-- Required work --
Seek out every line containing the word "code", and copy each.

-- Provided data --
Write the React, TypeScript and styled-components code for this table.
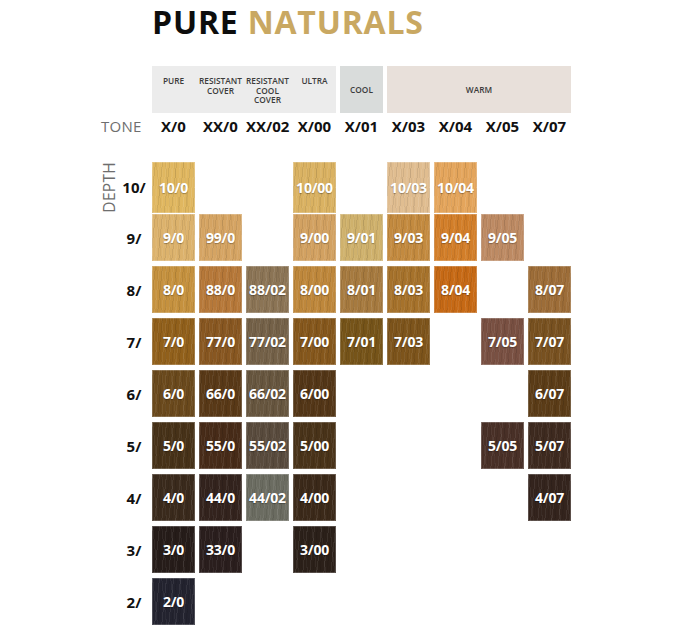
import styled, { createGlobalStyle, css } from 'styled-components';

type Shade = { code: string; color: string } | null;

const s = (code: string, color: string): Shade => ({ code, color });
const _ = null;

const groups = [
    { kind: 'neutral' as const, labels: [['PURE'], ['RESISTANT', 'COVER'], ['RESISTANT', 'COOL', 'COVER'], ['ULTRA']] },
    { kind: 'cool' as const, labels: [['COOL']] },
    { kind: 'warm' as const, labels: [['WARM']] },
];

const tones = ['X/0', 'XX/0', 'XX/02', 'X/00', 'X/01', 'X/03', 'X/04', 'X/05', 'X/07'];

const rows: { depth: string; shades: Shade[] }[] = [
    { depth: '10/', shades: [s('10/0', '#e0b760'), _, _, s('10/00', '#dab262'), _, s('10/03', '#e0bd90'), s('10/04', '#e4a55c'), _, _] },
    { depth: '9/', shades: [s('9/0', '#dcb26c'), s('99/0', '#d5a463'), _, s('9/00', '#d2a161'), s('9/01', '#cfb16c'), s('9/03', '#c38a3f'), s('9/04', '#d27e29'), s('9/05', '#bd8a63'), _] },
    { depth: '8/', shades: [s('8/0', '#c5913e'), s('88/0', '#b67839'), s('88/02', '#8b7455'), s('8/00', '#be873b'), s('8/01', '#a67a3f'), s('8/03', '#a6722b'), s('8/04', '#c66915'), _, s('8/07', '#9d6d38')] },
    { depth: '7/', shades: [s('7/0', '#91601b'), s('77/0', '#885721'), s('77/02', '#746148'), s('7/00', '#85571c'), s('7/01', '#765419'), s('7/03', '#7d541b'), _, s('7/05', '#795042'), s('7/07', '#785120')] },
    { depth: '6/', shades: [s('6/0', '#6a491c'), s('66/0', '#593917'), s('66/02', '#67563f'), s('6/00', '#533617'), _, _, _, _, s('6/07', '#5b3c17')] },
    { depth: '5/', shades: [s('5/0', '#473218'), s('55/0', '#472b18'), s('55/02', '#594b3d'), s('5/00', '#493319'), _, _, _, s('5/05', '#493027'), s('5/07', '#3e2a1f')] },
    { depth: '4/', shades: [s('4/0', '#3a2a1c'), s('44/0', '#33231d'), s('44/02', '#6b6c61'), s('4/00', '#3b2919'), _, _, _, _, s('4/07', '#34241d')] },
    { depth: '3/', shades: [s('3/0', '#261c19'), s('33/0', '#2a1e1d'), _, s('3/00', '#2b2019'), _, _, _, _, _] },
    { depth: '2/', shades: [s('2/0', '#23232f'), _, _, _, _, _, _, _, _] },
];

export default function App() {
    return (
        <>
            <GlobalStyle />
            <Page>
                <Title>
                    PURE <Gold>NATURALS</Gold>
                </Title>

                <HeaderRow>
                    <span />
                    {groups.map(g => (
                        <Group key={g.kind} $kind={g.kind}>
                            {g.labels.map((lines, i) => (
                                <GroupLabel key={i}>
                                    {lines.map(l => <div key={l}>{l}</div>)}
                                </GroupLabel>
                            ))}
                        </Group>
                    ))}
                </HeaderRow>

                <ToneRow>
                    <AxisLabel>TONE</AxisLabel>
                    {tones.map(t => <Tone key={t}>{t}</Tone>)}
                </ToneRow>

                <SwatchGrid>
                    {rows.map((row, r) => (
                        <Row key={row.depth}>
                            <DepthCell>
                                {r === 0 ? <DepthAxis>DEPTH</DepthAxis> : <span />}
                                <Depth>{row.depth}</Depth>
                            </DepthCell>
                            {row.shades.map((shade, i) =>
                                shade ? (
                                    <Swatch key={i} style={{ backgroundColor: shade.color }}>
                                        {shade.code}
                                    </Swatch>
                                ) : (
                                    <span key={i} />
                                )
                            )}
                        </Row>
                    ))}
                </SwatchGrid>
            </Page>
        </>
    );
}

const GlobalStyle = createGlobalStyle`
    html, body {
        margin: 0;
        padding: 0;
        background: #ffffff;
    }
    body {
        font-family: "Open Sans", "Liberation Sans", sans-serif;
        color: #111;
    }
`;

const columns = css`
    display: grid;
    grid-template-columns: 50px repeat(9, 43px);
    column-gap: 4px;
`;

const Page = styled.div`
    width: 676px;
    height: 627px;
    padding: 2px 0 0 98px;
    box-sizing: border-box;
    overflow: hidden;
`;

const Title = styled.h1`
    margin: 0 0 0 54px;
    font-size: 32px;
    line-height: 40px;
    font-weight: 700;
    letter-spacing: 0.8px;
    color: #0d0d0d;
`;

const Gold = styled.span`
    color: #c9a862;
`;

const HeaderRow = styled.div`
    ${columns};
    margin-top: 24px;
    height: 47px;
`;

const groupBg = { neutral: '#ececec', cool: '#d9dcdb', warm: '#e8e0da' };

const Group = styled.div<{ $kind: 'neutral' | 'cool' | 'warm' }>`
    background: ${p => groupBg[p.$kind]};
    grid-column: span ${p => (p.$kind === 'cool' ? 1 : 4)};
    display: ${p => (p.$kind === 'neutral' ? 'grid' : 'flex')};
    grid-template-columns: repeat(4, 43px);
    column-gap: 4px;
    align-items: ${p => (p.$kind === 'neutral' ? 'start' : 'center')};
    justify-content: center;
    padding-top: ${p => (p.$kind === 'neutral' ? '10px' : '0')};
    box-sizing: border-box;
`;

const GroupLabel = styled.div`
    font-size: 8.3px;
    line-height: 9.6px;
    font-weight: 600;
    color: #3b3b3b;
    text-align: center;
    white-space: nowrap;
`;

const ToneRow = styled.div`
    ${columns};
    margin-top: 3px;
    height: 20px;
    align-items: center;
`;

const AxisLabel = styled.div`
    font-size: 15px;
    font-weight: 400;
    color: #6e6e6e;
    margin-left: 3px;
    letter-spacing: 0.3px;
`;

const Tone = styled.div`
    font-size: 15px;
    font-weight: 700;
    text-align: center;
    color: #111;
`;

const SwatchGrid = styled.div`
    margin-top: 26px;
    display: flex;
    flex-direction: column;
    gap: 5px;
`;

const Row = styled.div`
    ${columns};
    height: 47px;
`;

const DepthCell = styled.div`
    display: grid;
    grid-template-columns: 22px 28px;
    align-items: center;
`;

const DepthAxis = styled.div`
    writing-mode: vertical-rl;
    transform: rotate(180deg);
    justify-self: center;
    font-size: 15.5px;
    font-weight: 400;
    color: #6e6e6e;
    letter-spacing: 0.3px;
`;

const Depth = styled.div`
    font-size: 15px;
    font-weight: 700;
    text-align: center;
    color: #111;
`;

const Swatch = styled.div`
    display: flex;
    align-items: center;
    justify-content: center;
    font-size: 14px;
    font-weight: 700;
    letter-spacing: -0.2px;
    color: #ffffff;
    text-shadow: 0 1px 1px rgba(0, 0, 0, 0.3);
    box-shadow: inset 0 0 0 1px rgba(255, 255, 255, 0.2);
    background-image:
        repeating-linear-gradient(
            96deg,
            rgba(255, 255, 255, 0.07) 0 1px,
            transparent 1px 3px,
            rgba(0, 0, 0, 0.08) 3px 4px,
            transparent 4px 7px
        ),
        repeating-linear-gradient(
            84deg,
            rgba(0, 0, 0, 0.05) 0 1px,
            transparent 1px 5px,
            rgba(255, 255, 255, 0.05) 5px 6px,
            transparent 6px 9px
        );
`;
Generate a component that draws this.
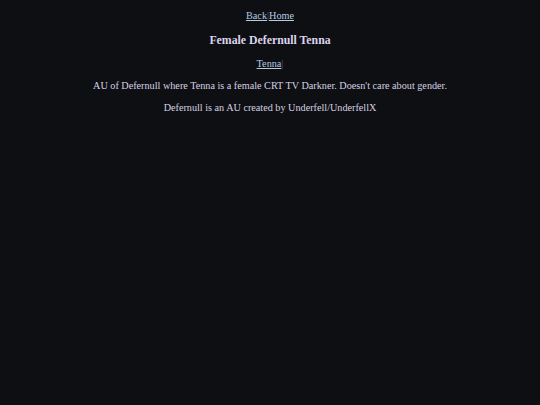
export default function App() {
  return (
    <div className="min-h-screen w-full bg-[#0e0f13] text-[#d6d0e2] text-center font-['Liberation_Serif',serif] text-[10.2px] leading-[12px] pt-[10px]">
      <div>
        <a href="#" className="underline text-[#b4cbe0]">Back</a>
        <span className="text-[#6a5a80]">|</span>
        <a href="#" className="underline text-[#b4cbe0]">Home</a>
      </div>
      <h2 className="font-bold text-[11.8px] leading-[14px] mt-[11px] text-[#dcd4ec]">Female Defernull Tenna</h2>
      <div className="mt-[11px]">
        <a href="#" className="underline text-[#b4cbe0]">Tenna</a>
        <span className="text-[#6a5a80]">|</span>
      </div>
      <p className="mt-[10px]">AU of Defernull where Tenna is a female CRT TV Darkner. Doesn't care about gender.</p>
      <p className="mt-[10px]">Defernull is an AU created by Underfell/UnderfellX</p>
    </div>
  );
}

-- Worked answer --
Write the React, TypeScript and styled-components code for this table.
type Shade = { code: string; color: string } | null;
const s = (code: string, color: string): Shade => ({ code, color });
                                        {shade.code}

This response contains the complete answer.